Mr. LIEVEN: That's precisely it. Unfortunately, it seems that America is heading in the opposite direction, because, of course, the civilian assistance is controlled by Congress, and Congress is very angry with Pakistan. I mean, it's put in a whole set of conditionalities, which mean, in my view, that most will never be distributed.

Of course, military aid is in the hands of the executive, and so that's how they go on essentially bribing Pakistan to cooperate. There is just one thing to be said, though, on this score, which is that perhaps Pakistan has an alternative. The Chinese have been making statements which suggest that if the U.S. does cut back severely on aid, China might step up to the plate and replace the United States.

INSKEEP: We've been asking about Western frustration with Pakistan. You get a sense of massive Pakistani frustration with the West. Do you think that Pakistanis would like to walk away from that relationship if they could?

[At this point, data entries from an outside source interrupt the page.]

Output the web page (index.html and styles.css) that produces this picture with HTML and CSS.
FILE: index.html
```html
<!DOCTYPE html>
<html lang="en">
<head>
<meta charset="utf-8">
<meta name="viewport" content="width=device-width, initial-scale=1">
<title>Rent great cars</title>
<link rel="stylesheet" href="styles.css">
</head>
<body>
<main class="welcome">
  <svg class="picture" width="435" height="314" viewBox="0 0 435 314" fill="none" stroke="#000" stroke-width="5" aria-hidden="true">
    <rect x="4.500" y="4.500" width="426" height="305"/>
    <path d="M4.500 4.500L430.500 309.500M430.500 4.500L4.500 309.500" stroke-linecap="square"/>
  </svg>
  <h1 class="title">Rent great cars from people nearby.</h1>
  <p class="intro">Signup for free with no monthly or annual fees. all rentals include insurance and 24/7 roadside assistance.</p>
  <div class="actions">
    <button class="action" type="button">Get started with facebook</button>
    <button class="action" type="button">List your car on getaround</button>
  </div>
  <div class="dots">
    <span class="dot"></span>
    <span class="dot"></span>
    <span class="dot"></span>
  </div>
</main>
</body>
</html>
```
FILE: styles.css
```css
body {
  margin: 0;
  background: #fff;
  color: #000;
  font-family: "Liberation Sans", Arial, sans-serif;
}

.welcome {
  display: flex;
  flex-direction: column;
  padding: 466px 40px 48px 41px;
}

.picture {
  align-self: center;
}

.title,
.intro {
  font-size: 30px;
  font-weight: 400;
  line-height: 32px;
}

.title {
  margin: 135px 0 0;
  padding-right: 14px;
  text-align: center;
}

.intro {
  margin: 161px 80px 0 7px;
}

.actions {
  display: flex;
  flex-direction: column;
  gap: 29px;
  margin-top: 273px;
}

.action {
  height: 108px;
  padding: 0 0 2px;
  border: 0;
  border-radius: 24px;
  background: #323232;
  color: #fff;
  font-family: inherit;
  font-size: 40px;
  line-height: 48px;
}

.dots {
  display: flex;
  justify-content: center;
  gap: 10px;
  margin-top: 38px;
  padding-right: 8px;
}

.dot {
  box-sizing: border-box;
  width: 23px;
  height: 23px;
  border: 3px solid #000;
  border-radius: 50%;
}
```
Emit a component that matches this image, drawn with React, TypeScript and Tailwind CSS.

Mr. LIEVEN: Yes, I think they would - at least the masses in Pakistan would. With the elites, of course, it is complicated - and actually not just the elites, quite a lot of society. Because on the one hand, you know, as all the opinion polls show, and I can certainly testify, you know, levels of anti-Americanism are among the highest in the entire Muslim world. On the other hand, of course, the Pakistani political elites have houses and apartments in London. So it is a curiously split relationship there.

INSKEEP: Anatol Lieven is author of the book "Pakistan: A Hard Country." Thank you very much.

Mr. LIEVEN: Thank you. It was a pleasure.